A review isn’t just for closure — it’s a springboard for improvement. The best marketers learn from every campaign, turning data into smarter strategy.
A Practical Example: Promoting a Winter Workshop Series
Let’s say you run a coaching business and want to fill three creative winter workshops across the North East.
Here’s how your campaign might look:
- Objective: Sell 75 tickets in 6 weeks while growing your email list by 150 new leads.
- Audience: Creatives aged 25–45 who value self-development, community, and meaningful connection.
- Message: “Start your new year with focus, creative clarity, and renewed energy.”
- Concept: Cosy visuals, hand-drawn illustrations, calming colours — reflecting warmth and thoughtfulness.
- Channels:
- Instagram carousel posts and stories to showcase past workshops
- Targeted Facebook Ads for local event promotion
- Email drip campaign to new subscribers
- Partnerships with local creative hubs and coworking spaces
- Timeline:
- Week 1–2: Teasers and early-bird offers
- Week 3–4: Mid-campaign testimonials and booking prompts
- Week 5–6: Countdown reminders and final push
- Budget: £600 across ads, design, and email platform
You’d monitor ad performance, email clicks, and landing page conversions during the campaign — and afterwards, review what worked best to shape your spring offering.
In Summary
A campaign is your chance to make a focused impact. Whether it lasts one week or three months, success depends on more than just creativity — it depends on structure, planning, and adaptability.
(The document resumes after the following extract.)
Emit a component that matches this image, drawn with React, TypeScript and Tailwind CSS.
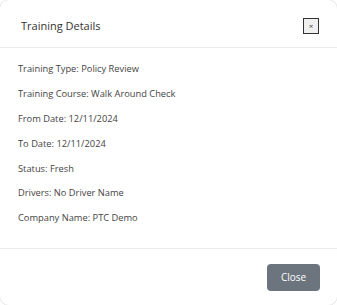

The most effective campaigns:
- Start with a goal
- Speak to a clearly defined audience
- Deliver a consistent and engaging message
- Use the right channels and timing
- Measure, learn, and improve
With a clear campaign plan, you’re not just reacting — you’re leading. You’re creating content with purpose, reaching the right people at the right time, and turning ideas into measurable results.